- Outfielder
- Born: November 23, 1970 (age 55) Manning, South Carolina, U.S.
- Batted: RightThrew: Right

MLB debut
- May 10, 1996, for the Philadelphia Phillies

Last MLB appearance
- July 24, 1996, for the Philadelphia Phillies

MLB statistics
- Batting average: .196
- Home runs: 2
- Runs batted in: 6
- Stats at Baseball Reference

Teams
- Philadelphia Phillies (1996);

= Glenn Murray (baseball) =

American baseball player (born 1970)

Glenn Murray (born November 23, 1970) is an American former outfielder from Manning, South Carolina, who made his Major League Baseball debut in 1996 with the Philadelphia Phillies. In his debut with the Philadelphia Phillies he collected his first hit against the Atlanta Braves.

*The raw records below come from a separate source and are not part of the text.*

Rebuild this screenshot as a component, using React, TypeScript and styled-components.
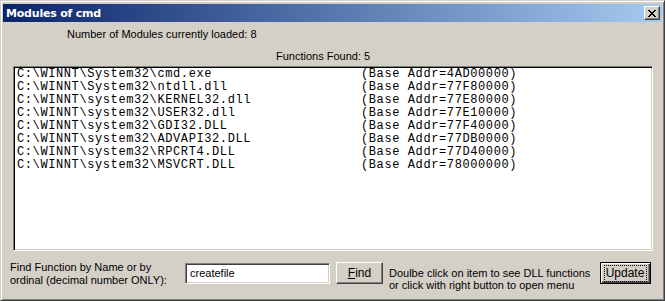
import styled, { createGlobalStyle } from "styled-components";

type Module = {
  path: string;
  base: string;
};

const modules: Module[] = [
  { path: "C:\\WINNT\\System32\\cmd.exe", base: "4AD00000" },
  { path: "C:\\WINNT\\System32\\ntdll.dll", base: "77F80000" },
  { path: "C:\\WINNT\\system32\\KERNEL32.dll", base: "77E80000" },
  { path: "C:\\WINNT\\system32\\USER32.dll", base: "77E10000" },
  { path: "C:\\WINNT\\system32\\GDI32.DLL", base: "77F40000" },
  { path: "C:\\WINNT\\system32\\ADVAPI32.DLL", base: "77DB0000" },
  { path: "C:\\WINNT\\system32\\RPCRT4.DLL", base: "77D40000" },
  { path: "C:\\WINNT\\system32\\MSVCRT.DLL", base: "78000000" },
];

const GlobalStyle = createGlobalStyle`
  html, body {
    margin: 0;
    padding: 0;
    background: #d4d0c8;
  }
  body {
    font-family: "Liberation Sans", Arial, sans-serif;
    font-size: 11px;
    color: #000;
  }
`;

const Window = styled.div`
  box-sizing: border-box;
  width: 665px;
  height: 301px;
  display: flex;
  flex-direction: column;
  padding: 2px;
  background: #d4d0c8;
  border: 1px solid;
  border-color: #d4d0c8 #404040 #404040 #d4d0c8;
  box-shadow: inset 1px 1px #ffffff, inset -1px -1px #808080;
`;

const TitleBar = styled.div`
  height: 18px;
  margin-top: 1px;
  display: flex;
  align-items: center;
  padding: 0 2px 0 3px;
  background: linear-gradient(to right, #0a246a, #a6caf0);
`;

const Title = styled.span`
  flex: 1;
  color: #fff;
  font-family: "DejaVu Sans", Tahoma, sans-serif;
  font-weight: bold;
  font-size: 11px;
  letter-spacing: -0.2px;
`;

const CloseButton = styled.div`
  box-sizing: border-box;
  width: 16px;
  height: 14px;
  display: flex;
  align-items: center;
  justify-content: center;
  background: #d4d0c8;
  border: 1px solid;
  border-color: #ffffff #404040 #404040 #ffffff;
  box-shadow: inset -1px -1px #808080;
`;

const Body = styled.div`
  flex: 1;
  display: flex;
  flex-direction: column;
`;

const Caption = styled.div<{ $indent: number; $top: number }>`
  line-height: 13px;
  height: 13px;
  margin-top: ${(p) => p.$top}px;
  padding-left: ${(p) => p.$indent}px;
  white-space: nowrap;
`;

const ListBox = styled.div`
  box-sizing: border-box;
  margin: 3px 9px 0 10px;
  height: 185px;
  background: #fff;
  border: 1px solid;
  border-color: #808080 #ffffff #ffffff #808080;
  box-shadow: inset 1px 1px #000, inset -1px -1px #d4d0c8;
  padding: 1px 3px;
  font-family: "Liberation Mono", "Courier New", monospace;
  font-size: 12px;
  letter-spacing: 0.6px;
  line-height: 13px;
`;

const ListRow = styled.div`
  display: grid;
  grid-template-columns: 344px auto;
  white-space: pre;
`;

const BottomRow = styled.div`
  display: flex;
  align-items: flex-start;
  padding: 0 11px 0 7px;
`;

const FindLabel = styled.div`
  width: 175px;
  margin-top: 10px;
  line-height: 13px;
`;

const TextInput = styled.div`
  box-sizing: border-box;
  width: 145px;
  height: 21px;
  margin-top: 12px;
  padding: 3px 4px;
  background: #fff;
  border: 1px solid;
  border-color: #808080 #ffffff #ffffff #808080;
  box-shadow: inset 1px 1px #404040, inset -1px -1px #d4d0c8;
  line-height: 13px;
`;

const Button = styled.div<{ $width: number; $isDefault?: boolean }>`
  box-sizing: border-box;
  width: ${(p) => p.$width}px;
  height: 22px;
  margin-top: 11px;
  display: flex;
  align-items: center;
  justify-content: center;
  background: #d4d0c8;
  border: 1px solid;
  border-color: ${(p) =>
    p.$isDefault ? "#000" : "#ffffff #404040 #404040 #ffffff"};
  box-shadow: ${(p) =>
    p.$isDefault
      ? "inset 1px 1px #fff, inset -1px -1px #404040, inset -2px -2px #808080"
      : "inset -1px -1px #808080"};
  font-size: 12px;
`;

const FindButton = styled(Button)`
  margin-left: 6px;
`;

const FocusRing = styled.span`
  padding: 1px 2px 1px 1px;
  outline: 1px dotted #000;
  line-height: 13px;
`;

const Hint = styled.div`
  margin: 16px 0 0 6px;
  line-height: 12px;
  font-size: 11px;
`;

const Spacer = styled.div`
  flex: 1;
`;

export default function App() {
  return (
    <>
      <GlobalStyle />
      <Window>
        <TitleBar>
          <Title>Modules of cmd</Title>
          <CloseButton>
            <svg width="8" height="7" viewBox="0 0 8 7" shapeRendering="crispEdges">
              <path
                d="M0 0h2v1H0zM6 0h2v1H6zM1 1h2v1H1zM5 1h2v1H5zM2 2h4v1H2zM3 3h2v1H3zM2 4h4v1H2zM1 5h2v1H1zM5 5h2v1H5zM0 6h2v1H0zM6 6h2v1H6z"
                fill="#000"
              />
            </svg>
          </CloseButton>
        </TitleBar>
        <Body>
          <Caption $indent={64} $top={6}>
            Number of Modules currently loaded: {modules.length}
          </Caption>
          <Caption $indent={273} $top={9}>
            Functions Found: 5
          </Caption>
          <ListBox>
            {modules.map((m) => (
              <ListRow key={m.path}>
                <span>{m.path}</span>
                <span>(Base Addr={m.base})</span>
              </ListRow>
            ))}
          </ListBox>
          <BottomRow>
            <FindLabel>
              Find Function by Name or by
              <br />
              ordinal (decimal number ONLY):
            </FindLabel>
            <TextInput>createfile</TextInput>
            <FindButton $width={47}>
              <span>
                <u>F</u>ind
              </span>
            </FindButton>
            <Hint>
              Doulbe click on item to see DLL functions
              <br />
              or click with right button to open menu
            </Hint>
            <Spacer />
            <Button $width={51} $isDefault>
              <FocusRing>Update</FocusRing>
            </Button>
          </BottomRow>
        </Body>
      </Window>
    </>
  );
}
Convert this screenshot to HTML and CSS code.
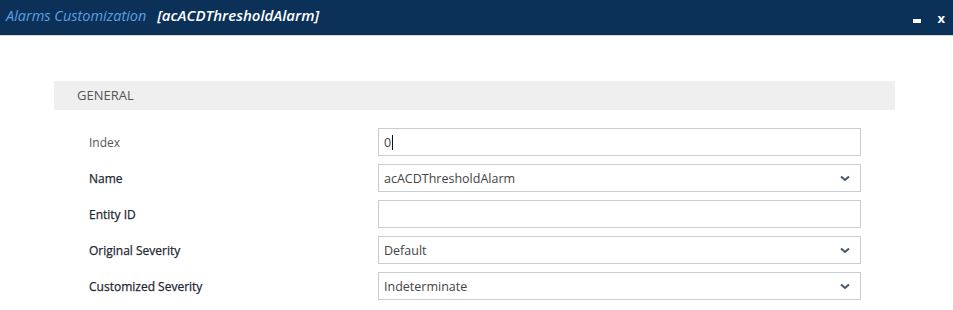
FILE: index.html
```html
<!DOCTYPE html>
<html lang="en">
<head>
    <meta charset="UTF-8">
    <meta name="viewport" content="width=device-width, initial-scale=1.0">
    <title>Alarms Customization</title>
    <link rel="stylesheet" href="styles.css">
</head>
<body>
    <div class="title-bar">
        <div class="title">
            <span class="title-main">Alarms Customization</span>
            <span class="title-item">[acACDThresholdAlarm]</span>
        </div>
        <div class="title-buttons">
            <span class="btn-min"></span>
            <span class="btn-close">x</span>
        </div>
    </div>

    <div class="content">
        <div class="section-header">GENERAL</div>

        <div class="form">
            <div class="form-row">
                <label class="label light">Index</label>
                <div class="field">0<span class="caret"></span></div>
            </div>
            <div class="form-row">
                <label class="label">Name</label>
                <div class="field select">acACDThresholdAlarm
                    <svg class="chevron" width="10" height="7" viewBox="0 0 10 7"><path d="M1 1.5 L5 5 L9 1.5" fill="none" stroke="#4a5563" stroke-width="2"/></svg>
                </div>
            </div>
            <div class="form-row">
                <label class="label">Entity ID</label>
                <div class="field"></div>
            </div>
            <div class="form-row">
                <label class="label">Original Severity</label>
                <div class="field select">Default
                    <svg class="chevron" width="10" height="7" viewBox="0 0 10 7"><path d="M1 1.5 L5 5 L9 1.5" fill="none" stroke="#4a5563" stroke-width="2"/></svg>
                </div>
            </div>
            <div class="form-row">
                <label class="label">Customized Severity</label>
                <div class="field select">Indeterminate
                    <svg class="chevron" width="10" height="7" viewBox="0 0 10 7"><path d="M1 1.5 L5 5 L9 1.5" fill="none" stroke="#4a5563" stroke-width="2"/></svg>
                </div>
            </div>
        </div>
    </div>
</body>
</html>
```
FILE: styles.css
```css
body {
    margin: 0;
    background-color: #fff;
    font-family: 'Open Sans', 'Noto Sans', sans-serif;
    color: #333;
}

/* Window title */
.title-bar {
    height: 35px;
    background-color: #0b3159;
    border-bottom: 1px solid #d6d6d6;
    display: flex;
    align-items: center;
    justify-content: space-between;
    padding: 0 8px 0 6px;
}

.title {
    font-size: 14.5px;
    font-style: italic;
    margin-top: -6px;
}

.title-main {
    color: #5e9ee0;
    margin-right: 7px;
}

.title-item {
    color: #fff;
    font-weight: 600;
    font-size: 15px;
}

.title-buttons {
    display: flex;
    align-items: center;
    gap: 16px;
    margin-top: 2px;
}

.btn-min {
    width: 8px;
    height: 4px;
    background-color: #fff;
    margin-top: 4px;
}

.btn-close {
    color: #fff;
    font-size: 13px;
    font-weight: 700;
    line-height: 1;
}

/* Content */
.content {
    padding: 45px 58px 0 54px;
}

.section-header {
    height: 29px;
    background-color: #efefef;
    color: #555;
    font-size: 13px;
    line-height: 29px;
    padding-left: 23px;
}

.form {
    padding: 18px 34px 0 35px;
    display: flex;
    flex-direction: column;
    gap: 8px;
}

.form-row {
    display: flex;
    align-items: center;
}

.label {
    width: 289px;
    font-size: 12px;
    color: #1e2833;
    -webkit-text-stroke: 0.25px #1e2833;
}

.label.light {
    color: #555;
    -webkit-text-stroke: 0;
}

.field {
    flex: 1;
    height: 26px;
    border: 1px solid #c9ccd1;
    box-sizing: content-box;
    display: flex;
    align-items: center;
    padding: 0 8px 0 5px;
    font-size: 12.5px;
    color: #444;
}

.select {
    justify-content: space-between;
}

.caret {
    display: inline-block;
    width: 1px;
    height: 15px;
    background-color: #111;
    margin-left: 1px;
}

.chevron {
    margin-right: 2px;
}
```
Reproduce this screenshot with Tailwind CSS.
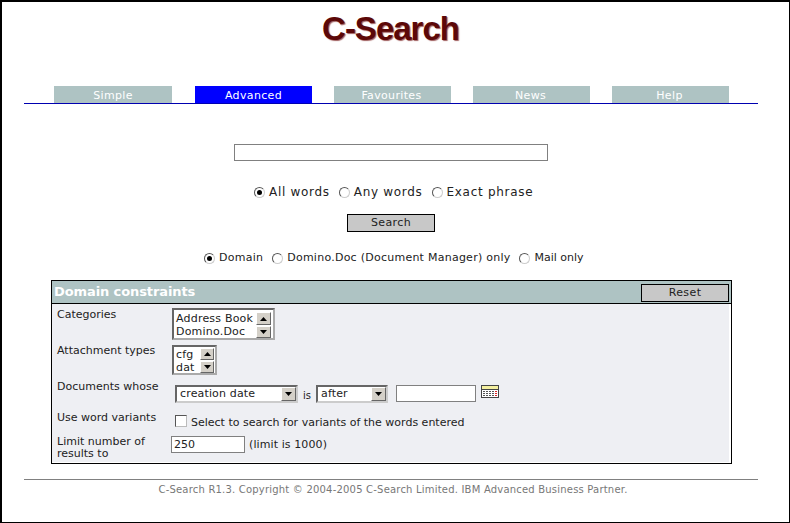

After playing 38 games he collected 19 hits with 2 home runs and 6 runs batted in.

==Career==
Glenn Murray was drafted in the second round of the 1989 free-agent draft by the Montreal Expos. After hitting 26 home runs and 96 RBI in 1993 for the Expos AA minor league team the Harrisburg Senators, Murray was traded by Montreal to the Red Sox on March 23, 1994 for Derek Vineyard. Murray's stay in the Red Sox organization lasted until January 1996 when the Boston Red Sox sent him, with Ken Ryan and Lee Tinsley, to the Philadelphia Phillies for Rick Holyfield, Heathcliff Slocumb and Larry Wimberly.

Murray played 38 games in the major leagues with the Philadelphia Phillies. His first game was on May 10, 1996 and last on July 24, 1996. He appeared in 11 games solely as a pinch hitter and 27 in the outfield (24 in right field, 2 in center field, and 1 in left field). In October of that season, Murray was claimed on waivers by the Cincinnati Reds.

On May 20, 1998, Glenn Murray was part of an unusual feat in baseball while playing for AAA Indianapolis Indians in a game against Pawtucket. In the 5th inning of the game, Pete Rose Jr. hit a solo home run, Jason Willims hit a 3-run home run, Murray added a grand slam, and Guillermo Garcia completed the "homer cycle" with a 2-run shot. The Indians won the game, 11-4.

In 1999, Murray joined the Nashua Pride of the Atlantic League. He stayed there until 2006, the year that Nashua switched to the Can-Am League, though he began the 2001 and 2002 seasons in the Mexican League. In 2003 in Nashua, he bat .252 with 23 home runs and 67 RBI. In 2005 in Nashua, he bat .265 with 31 home runs and 98 RBI. In 477 games with Nashua, he has hit .275 with 106 home runs and 358 RBI.

In 1,529 career games in the minor leagues, Murray has hit .255 with 275 home runs, 923 RBI, and 197 stolen bases.